Of course, like any profession, hard work and drive is essential to make sure you stand out ahead of others. But if you’re keen to become an actor, here’s a few pearls of wisdom to help you.
These day’s British Asian actors can get opportunities to work in Hollywood and Bollywood films which are produced in the UK by UK film production companies because of cheaper production costs. Opportunities are also on the rise for British Asian actors to work in Iranian and Turkish films.
To secure jobs, many actors look to independent casting websites such as Casting Call Pro, Cast Now and The Casting Website.
Casting agents, film productions companies and film directors on all levels of the entertainment industry place adverts on these websites when seeking talent.
However, most of the jobs offered on these websites are unpaid due to low budget film productions.
However, if you do want to go for more prestigious jobs in the industry, such as auditioning for a BBC drama or soap, you will require NCDT accreditation. After gaining this, an actor is advised to register onto the industry directory Spotlight and get an acting agent.
Non-NCDT accredited actors can gain work by fulfilling a specific criterion without going to drama school. This criterion consists of a minimum of three speaking roles to the actor’s credit in a professional production. This does not include extras work, modelling or music videos.
This will allow you to register with the Equity Actors Union and the Spotlight directory, which means you will be able to audition for speaking roles and gain proper acting roles alongside NCDT trained actors who are sent to auditions by prestigious agents.
Anthony Gopaul is an actor who managed to achieve this: “Last year I set myself some goals, get enough speaking credits to get onto Spotlight and Casting Call Pro.”

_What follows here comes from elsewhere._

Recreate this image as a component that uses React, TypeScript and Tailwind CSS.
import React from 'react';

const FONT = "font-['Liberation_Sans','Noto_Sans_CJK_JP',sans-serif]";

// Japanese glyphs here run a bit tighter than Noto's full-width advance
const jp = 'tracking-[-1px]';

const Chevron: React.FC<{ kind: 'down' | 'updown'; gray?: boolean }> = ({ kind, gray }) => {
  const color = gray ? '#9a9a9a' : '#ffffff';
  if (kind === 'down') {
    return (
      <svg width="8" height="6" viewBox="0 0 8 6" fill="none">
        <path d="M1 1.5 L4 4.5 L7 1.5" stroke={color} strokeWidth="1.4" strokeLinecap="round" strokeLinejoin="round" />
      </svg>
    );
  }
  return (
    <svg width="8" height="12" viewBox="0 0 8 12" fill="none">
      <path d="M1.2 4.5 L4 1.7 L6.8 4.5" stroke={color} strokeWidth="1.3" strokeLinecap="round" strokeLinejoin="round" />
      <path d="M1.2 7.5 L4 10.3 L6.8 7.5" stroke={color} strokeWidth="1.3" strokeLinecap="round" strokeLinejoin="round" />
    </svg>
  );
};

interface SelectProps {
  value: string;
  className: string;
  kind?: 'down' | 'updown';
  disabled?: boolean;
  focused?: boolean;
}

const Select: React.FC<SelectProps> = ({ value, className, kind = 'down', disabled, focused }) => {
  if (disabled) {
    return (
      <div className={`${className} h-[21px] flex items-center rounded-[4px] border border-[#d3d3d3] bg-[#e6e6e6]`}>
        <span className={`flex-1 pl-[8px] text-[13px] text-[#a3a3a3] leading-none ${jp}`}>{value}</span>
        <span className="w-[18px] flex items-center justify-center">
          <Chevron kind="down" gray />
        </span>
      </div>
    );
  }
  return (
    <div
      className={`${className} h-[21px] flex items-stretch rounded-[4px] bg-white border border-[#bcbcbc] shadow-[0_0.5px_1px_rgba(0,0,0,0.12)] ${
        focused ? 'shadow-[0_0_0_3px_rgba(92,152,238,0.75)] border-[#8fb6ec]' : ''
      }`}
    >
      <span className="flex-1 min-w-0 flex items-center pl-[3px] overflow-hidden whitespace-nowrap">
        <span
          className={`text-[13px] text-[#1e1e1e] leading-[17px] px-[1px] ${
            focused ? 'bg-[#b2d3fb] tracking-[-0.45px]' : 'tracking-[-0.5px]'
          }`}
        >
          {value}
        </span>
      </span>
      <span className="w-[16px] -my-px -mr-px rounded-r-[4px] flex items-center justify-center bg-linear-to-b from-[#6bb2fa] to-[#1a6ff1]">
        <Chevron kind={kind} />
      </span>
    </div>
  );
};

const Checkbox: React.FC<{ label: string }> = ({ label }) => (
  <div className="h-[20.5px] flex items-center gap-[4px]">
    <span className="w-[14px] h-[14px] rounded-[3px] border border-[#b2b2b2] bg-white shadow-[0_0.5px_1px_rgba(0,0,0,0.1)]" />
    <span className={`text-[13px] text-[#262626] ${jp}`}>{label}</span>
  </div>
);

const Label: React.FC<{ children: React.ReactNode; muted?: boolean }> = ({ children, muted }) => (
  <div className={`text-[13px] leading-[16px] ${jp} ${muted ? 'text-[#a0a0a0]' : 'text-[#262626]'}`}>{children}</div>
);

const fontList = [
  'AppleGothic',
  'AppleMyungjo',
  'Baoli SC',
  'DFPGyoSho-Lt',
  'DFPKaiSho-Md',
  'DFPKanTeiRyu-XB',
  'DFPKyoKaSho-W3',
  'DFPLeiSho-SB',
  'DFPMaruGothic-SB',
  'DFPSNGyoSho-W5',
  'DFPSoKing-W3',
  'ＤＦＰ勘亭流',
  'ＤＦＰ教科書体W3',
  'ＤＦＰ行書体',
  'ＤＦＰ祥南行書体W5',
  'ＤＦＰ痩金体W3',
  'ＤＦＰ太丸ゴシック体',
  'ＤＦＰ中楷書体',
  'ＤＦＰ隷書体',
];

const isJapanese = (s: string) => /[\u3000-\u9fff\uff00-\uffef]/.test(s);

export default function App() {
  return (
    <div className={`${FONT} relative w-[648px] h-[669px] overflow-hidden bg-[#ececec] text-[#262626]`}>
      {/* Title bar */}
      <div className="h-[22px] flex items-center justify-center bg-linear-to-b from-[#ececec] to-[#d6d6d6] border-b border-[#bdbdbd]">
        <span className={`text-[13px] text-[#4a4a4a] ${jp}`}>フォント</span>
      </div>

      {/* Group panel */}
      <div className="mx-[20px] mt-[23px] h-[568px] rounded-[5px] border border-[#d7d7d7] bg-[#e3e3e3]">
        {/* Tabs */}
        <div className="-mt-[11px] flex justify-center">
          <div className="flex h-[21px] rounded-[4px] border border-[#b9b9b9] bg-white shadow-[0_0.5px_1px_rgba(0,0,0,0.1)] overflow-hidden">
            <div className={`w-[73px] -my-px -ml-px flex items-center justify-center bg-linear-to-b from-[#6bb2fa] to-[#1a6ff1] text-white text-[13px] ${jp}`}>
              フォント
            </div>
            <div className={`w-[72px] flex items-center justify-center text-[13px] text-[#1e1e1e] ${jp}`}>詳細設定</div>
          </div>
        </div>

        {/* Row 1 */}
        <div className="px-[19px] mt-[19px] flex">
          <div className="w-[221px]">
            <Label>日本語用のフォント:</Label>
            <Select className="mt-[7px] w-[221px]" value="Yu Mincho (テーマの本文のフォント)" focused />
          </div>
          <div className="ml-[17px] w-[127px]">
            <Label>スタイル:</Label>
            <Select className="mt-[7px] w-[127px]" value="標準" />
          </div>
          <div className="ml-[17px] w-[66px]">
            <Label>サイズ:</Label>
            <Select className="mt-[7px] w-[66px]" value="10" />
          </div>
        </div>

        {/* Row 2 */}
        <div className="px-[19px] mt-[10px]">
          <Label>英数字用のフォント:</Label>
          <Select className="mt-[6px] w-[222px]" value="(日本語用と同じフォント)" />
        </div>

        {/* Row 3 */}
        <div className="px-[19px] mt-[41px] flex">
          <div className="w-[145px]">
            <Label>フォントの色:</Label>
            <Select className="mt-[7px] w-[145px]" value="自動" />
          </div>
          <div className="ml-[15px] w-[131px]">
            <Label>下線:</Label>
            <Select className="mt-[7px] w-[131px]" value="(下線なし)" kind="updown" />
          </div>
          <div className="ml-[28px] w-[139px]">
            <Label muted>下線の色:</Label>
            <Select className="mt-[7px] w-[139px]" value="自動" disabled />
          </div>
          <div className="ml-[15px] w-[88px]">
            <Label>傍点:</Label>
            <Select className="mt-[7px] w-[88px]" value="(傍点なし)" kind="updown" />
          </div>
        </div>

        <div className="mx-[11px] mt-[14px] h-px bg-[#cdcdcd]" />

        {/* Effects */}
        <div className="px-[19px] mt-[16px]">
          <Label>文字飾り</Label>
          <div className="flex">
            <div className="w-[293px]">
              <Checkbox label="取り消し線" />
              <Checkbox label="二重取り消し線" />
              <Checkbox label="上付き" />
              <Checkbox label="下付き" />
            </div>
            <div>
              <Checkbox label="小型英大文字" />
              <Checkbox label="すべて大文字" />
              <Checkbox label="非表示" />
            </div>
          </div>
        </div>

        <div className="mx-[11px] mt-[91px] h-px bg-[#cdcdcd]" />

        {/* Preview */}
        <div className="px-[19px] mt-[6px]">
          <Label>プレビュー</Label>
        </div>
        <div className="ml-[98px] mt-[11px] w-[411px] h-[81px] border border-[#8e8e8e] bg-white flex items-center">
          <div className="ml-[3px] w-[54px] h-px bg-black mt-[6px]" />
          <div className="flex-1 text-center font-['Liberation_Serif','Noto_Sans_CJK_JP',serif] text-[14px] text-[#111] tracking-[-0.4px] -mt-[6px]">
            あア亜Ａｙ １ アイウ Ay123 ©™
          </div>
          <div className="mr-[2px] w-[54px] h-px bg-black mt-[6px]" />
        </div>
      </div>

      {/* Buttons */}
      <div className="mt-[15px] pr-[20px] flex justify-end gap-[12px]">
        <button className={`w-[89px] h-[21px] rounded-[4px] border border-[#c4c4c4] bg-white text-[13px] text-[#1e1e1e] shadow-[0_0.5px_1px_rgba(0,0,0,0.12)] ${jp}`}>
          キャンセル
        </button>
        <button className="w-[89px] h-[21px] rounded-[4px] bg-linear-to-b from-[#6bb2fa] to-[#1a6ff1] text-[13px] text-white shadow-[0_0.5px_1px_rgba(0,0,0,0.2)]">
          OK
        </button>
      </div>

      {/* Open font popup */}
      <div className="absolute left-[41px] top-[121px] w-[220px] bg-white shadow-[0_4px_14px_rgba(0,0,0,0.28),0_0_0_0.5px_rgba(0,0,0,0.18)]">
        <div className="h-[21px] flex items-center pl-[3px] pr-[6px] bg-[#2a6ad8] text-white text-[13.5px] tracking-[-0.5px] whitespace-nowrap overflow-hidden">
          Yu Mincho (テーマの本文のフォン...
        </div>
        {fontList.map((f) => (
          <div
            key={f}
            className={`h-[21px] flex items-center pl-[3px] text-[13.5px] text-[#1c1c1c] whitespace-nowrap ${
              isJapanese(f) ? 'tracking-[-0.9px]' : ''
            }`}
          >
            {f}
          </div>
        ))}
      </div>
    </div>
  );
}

“I have funnily enough got roles without an agent; the reason for this is because I have a good portfolio which is growing. Next step is to get an agent,” Gopaul insists.
Acting work can be unpredictable, seasonal, low pay or no pay at all, depending on the production budget. To make ends meet actors also take on work in other areas of the entertainment industry.

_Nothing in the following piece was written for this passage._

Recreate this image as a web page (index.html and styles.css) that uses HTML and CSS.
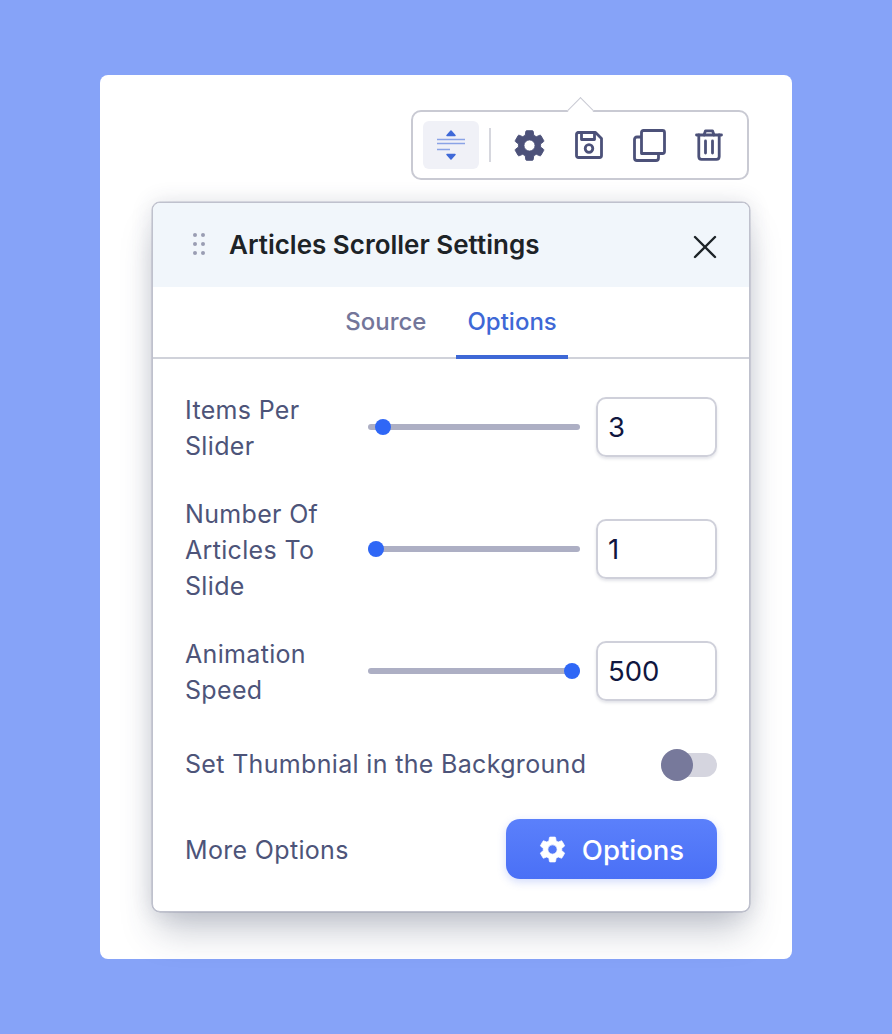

This can include, an assistant director, theatre usher, stage crew, writing and most commonly extras work which pays a typical £100 a day through extras agencies such as 2020 Casting, Casting Collective and Ray Knight.
Gopaul started as an extra: “I fell into acting by chance. Several people told me I had a certain look and I would have no struggle becoming an actor. Three years ago I got hit by the credit crunch and fell into debt.”
“I lost my job and was out of work for 8 months. The only work I could find was as a film extra. My life has turned around and I turned my negative situation into a positive one,” he adds.
Now a professional actor, Gopaul’s next movie is the upcoming Asian comedy gangster film called I.O.U. His first film was called Ghosted in which he played a security guard.
He says: “This was a well-run professional film and I learnt what was expected of me, to be on set, to be on time and listen and do what the director says.”
These days a lot more actors are starting to produce and direct their own low budget independent movies. These are mostly made for film festivals and supermarket distribution.
One such actor is Armaan Kirmani, an actor who starred alongside Rishi Kapoor and Akshay Kumar in the 2011 Bollywood flick Patiala House. He branched out into producing and directing films in 2012 giving opportunities for actors such as Ali Karim, a Pakistani actor who came over to the UK in 2010.
Karim did not study acting but in 2012 his enthusiasm landed him a role in Kirmani’s short film titled Color Pictures.
Karim says: “I got the opportunity to work with a great director, producer, crew and co-stars. I did it for the experience and money but you need a lot of time and energy to keep going.”
Actors also find work through networking and being in the right place at the right time. Sion-Loong, for instance, is an actor who looks for niche acting jobs whenever East Asians actors are required. Loong got involved in the entertainment industry after starting work for the production company behind the Lord of the Rings trilogy.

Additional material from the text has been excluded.